Wasting no time, Tumahai immediately threw his lot in with a young Hastings (East Sussex) bunch called The Hollywood Killers. Their music was more power pop than punk but still with a far edgier sound than his previous band. It seemed like an odd move and lasted just a matter of months. In mid 1979 Charlie was recruited into The Dukes, whose members were well enough respected to earn a contract with Warner Music before they had played a gig.
The Dukes comprised Tumahai, guitarists Jimmy McCullough (ex Thunderclap Newman, Stone The Crows, and Wings) and Miller Anderson (Keef Hartley Band), keyboardist Ronnie Leahy (Stone The Crows). Three Scots and a Tahitian Māori.
A self-titled album was recorded and released within three months of formation, quite remarkable, with drumming handled by session players. The Dukes toured the UK as support act to Wishbone Ash to promote the album, but at tour's end, September 1979, McCullough overdosed on heroin. That was the end of The Dukes.
TUMAHai returned to New Zealand and joined Herbs in 1985.
In 1980 Tumahai had brief spells with two London bands, McKitty and Score, before he and fellow Dukes Anderson and Leahy formed Tandoori Cassette at year's end, adding drummer Barriemore Barlow (ex Jethro Tull) and guitarist Zal Cleminson (Sensational Alex Harvey Band). The band struggled through 15 hard months and when their sole release, ‘Angel Talk’, failed to sell, they split up.

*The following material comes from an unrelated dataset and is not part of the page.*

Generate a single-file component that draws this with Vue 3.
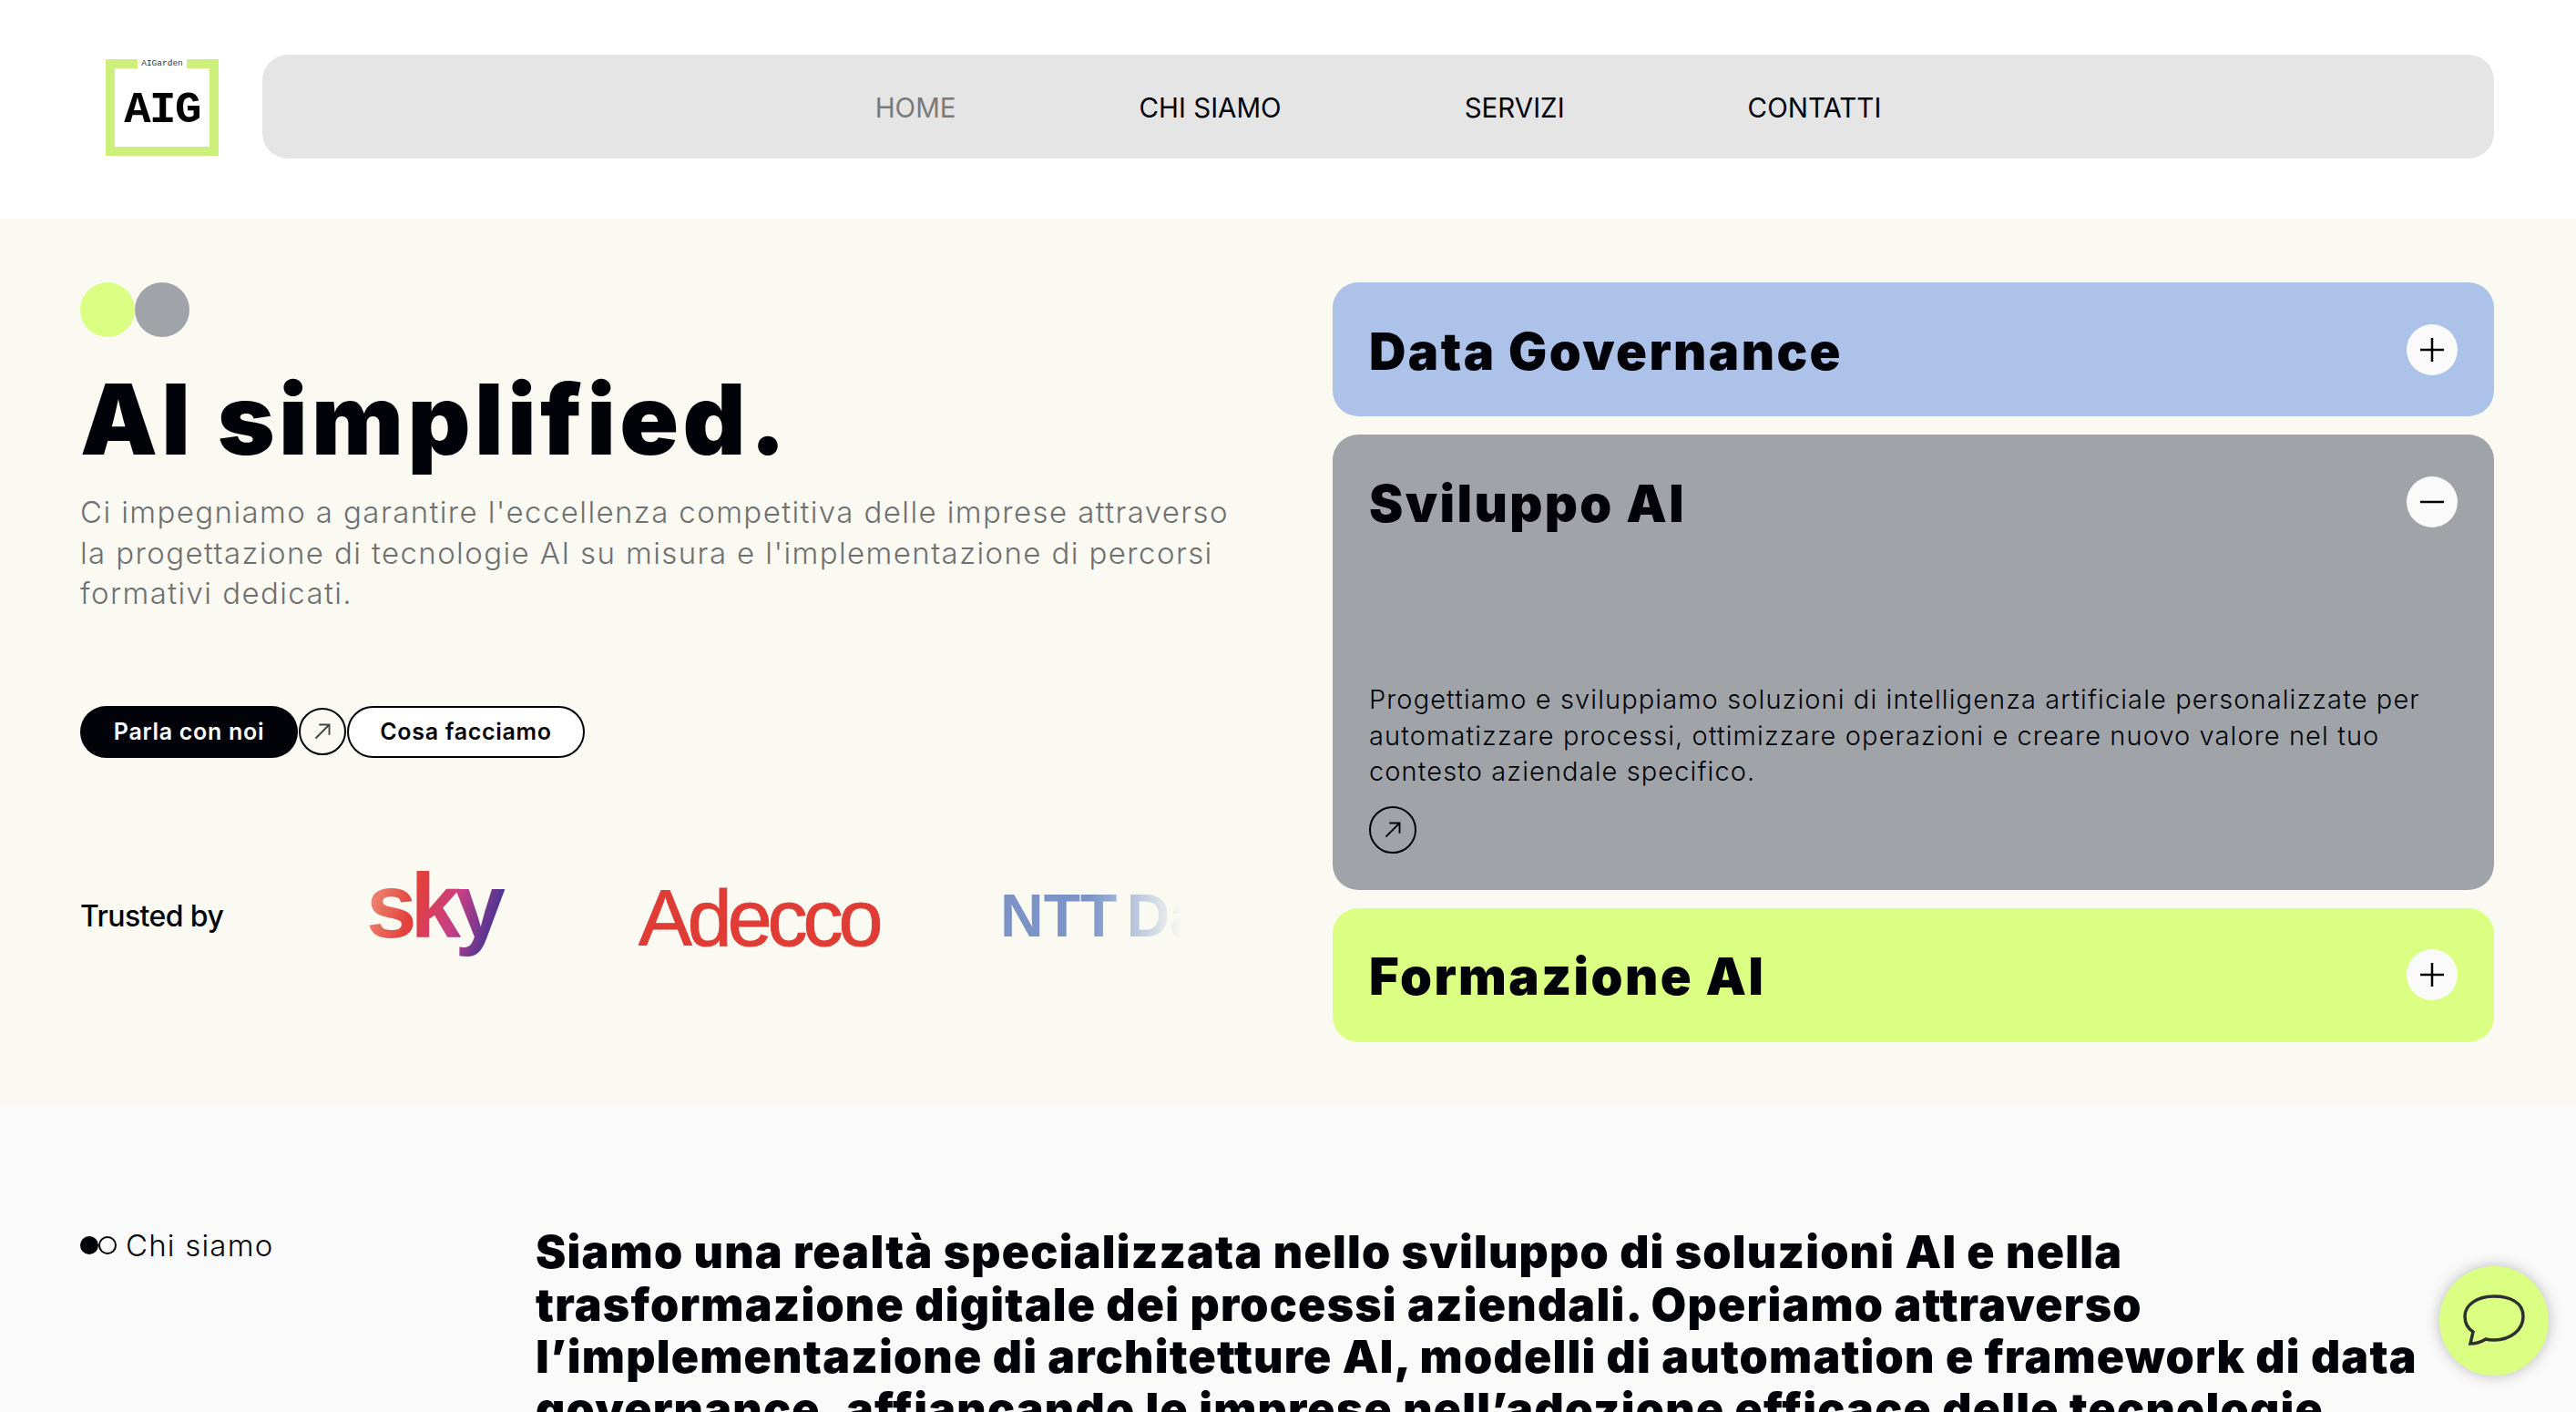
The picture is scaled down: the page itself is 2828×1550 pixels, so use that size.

Over the next three years Charlie Tumahai survived as an occasional session player (a Kate Bush recording is one I remember him mentioning) and the occasional nine to five job, including a spell on Portobello Road, running a vegetable store. He returned to New Zealand and joined Herbs in 1985. The boy from Boot Hill had returned home.
Charlie Tumahai remained with Herbs until his untimely death of a heart attack on 21 December 1995, aged just 46. Paying tribute, Bill Nelson said, “He had a soul, a very strong personality and he always grinned when he was playing, as if every note was an absolute joy.”